Straws aren’t the only food and beverage utensil undergoing an eco-friendly makeover. Other single-use dining items that function as packaging, including sandwich wrappers and condiment packets, are being re-created to be more sustainable—and edible.


To honor International Earth Day, New Zealand-based chain Better Burger sold burgers in edible wrappers. The eco-friendly wrapper, made of potato starch, was served on 500 burgers sold from the restaurant’s Mt Eden location between 11am and 1pm and purportedly tasted similar to a prawn cracker. Better Burger is making moves to become a more sustainable food service, and has switched its petrochemical-based food packaging to compostable packaging, including using environmentally-conscious straws, and if the technology used to create the edible wrappers becomes more sustainable they’d consider making them a permanent feature. 

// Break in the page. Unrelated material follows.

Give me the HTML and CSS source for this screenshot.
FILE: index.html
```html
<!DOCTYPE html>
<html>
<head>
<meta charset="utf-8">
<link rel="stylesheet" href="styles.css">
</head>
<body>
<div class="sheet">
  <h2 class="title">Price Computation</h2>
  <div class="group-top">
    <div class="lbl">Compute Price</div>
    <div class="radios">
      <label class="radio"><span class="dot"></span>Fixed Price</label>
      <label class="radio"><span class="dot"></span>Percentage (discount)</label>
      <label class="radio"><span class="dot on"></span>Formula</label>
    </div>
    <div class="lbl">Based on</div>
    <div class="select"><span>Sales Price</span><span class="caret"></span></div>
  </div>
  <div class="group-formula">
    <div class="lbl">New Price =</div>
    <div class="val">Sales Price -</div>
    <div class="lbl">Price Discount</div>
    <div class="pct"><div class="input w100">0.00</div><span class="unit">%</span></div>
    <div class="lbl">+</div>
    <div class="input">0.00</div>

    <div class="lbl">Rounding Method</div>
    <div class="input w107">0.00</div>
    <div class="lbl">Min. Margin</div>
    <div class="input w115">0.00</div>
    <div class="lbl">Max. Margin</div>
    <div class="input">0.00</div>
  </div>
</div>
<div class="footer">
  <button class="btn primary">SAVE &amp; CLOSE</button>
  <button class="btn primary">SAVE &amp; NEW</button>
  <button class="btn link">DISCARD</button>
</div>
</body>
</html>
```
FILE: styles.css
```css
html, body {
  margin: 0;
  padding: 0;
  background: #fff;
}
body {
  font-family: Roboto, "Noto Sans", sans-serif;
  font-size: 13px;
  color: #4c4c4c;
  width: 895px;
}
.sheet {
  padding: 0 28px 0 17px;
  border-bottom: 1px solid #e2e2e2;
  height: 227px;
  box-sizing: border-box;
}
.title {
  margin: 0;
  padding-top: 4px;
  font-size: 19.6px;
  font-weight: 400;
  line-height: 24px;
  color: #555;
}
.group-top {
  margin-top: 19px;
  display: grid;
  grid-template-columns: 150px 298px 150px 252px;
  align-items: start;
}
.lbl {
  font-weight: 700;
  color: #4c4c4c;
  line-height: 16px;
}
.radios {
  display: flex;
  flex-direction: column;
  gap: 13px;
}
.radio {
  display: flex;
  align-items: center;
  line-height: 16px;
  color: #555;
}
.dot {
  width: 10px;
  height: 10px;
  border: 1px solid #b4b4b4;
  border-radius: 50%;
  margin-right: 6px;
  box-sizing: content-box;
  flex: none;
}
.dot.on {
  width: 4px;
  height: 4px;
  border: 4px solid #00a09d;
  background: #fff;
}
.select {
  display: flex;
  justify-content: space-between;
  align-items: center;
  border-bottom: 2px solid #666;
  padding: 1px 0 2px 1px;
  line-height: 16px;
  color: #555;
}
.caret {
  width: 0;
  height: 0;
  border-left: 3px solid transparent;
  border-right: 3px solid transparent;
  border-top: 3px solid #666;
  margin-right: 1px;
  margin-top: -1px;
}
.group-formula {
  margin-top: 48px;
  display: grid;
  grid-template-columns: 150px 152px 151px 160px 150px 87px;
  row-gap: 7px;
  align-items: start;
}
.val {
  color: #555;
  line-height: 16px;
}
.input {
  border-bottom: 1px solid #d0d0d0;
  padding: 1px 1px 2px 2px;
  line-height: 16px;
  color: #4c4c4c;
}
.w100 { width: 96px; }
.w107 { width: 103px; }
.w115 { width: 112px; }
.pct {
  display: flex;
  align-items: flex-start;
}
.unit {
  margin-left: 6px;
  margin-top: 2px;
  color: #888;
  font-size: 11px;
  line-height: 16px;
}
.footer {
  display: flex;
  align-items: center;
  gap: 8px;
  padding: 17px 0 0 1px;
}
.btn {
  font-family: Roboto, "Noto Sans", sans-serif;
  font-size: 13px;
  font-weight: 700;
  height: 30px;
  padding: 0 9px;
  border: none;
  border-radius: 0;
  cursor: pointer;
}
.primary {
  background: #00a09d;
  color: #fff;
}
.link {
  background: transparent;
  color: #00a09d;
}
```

KFC doubled down on its Double Down—a sandwich that uses fried chicken to hold its contents together instead of slices of bread—by offering it in a wrapper that is edible, as well. Designed by Ogilvy & Mather Group HK, the zero waste sandwiches are being offered in KFC China locations. The rice paper wrappers are printed with red and black patterns and various sayings in edible ink, such as “Sorry. Trays are still not edible.” and “The wrapper is edible. So if you eat it, you’re recycling. Sort of.” In the past, KFC made edible nail polish to exemplify its “finger lickin’ good” slogan. 


Just Eat, a food delivery service in the UK, did a six-week trial of edible condiment packets this summer. The sachets, made of made of compostable seaweed, were offered in ketchup and garlic sauce versions with orders made through Just Eat for restaurant partner The Fat Pizza. In addition to being edible, the individual serving packets are naturally biodegradable, decomposing within six weeks. Just Eat has participated in previous eco-friendly initiatives, including reducing carbon emissions by using electric scooters for food deliveries.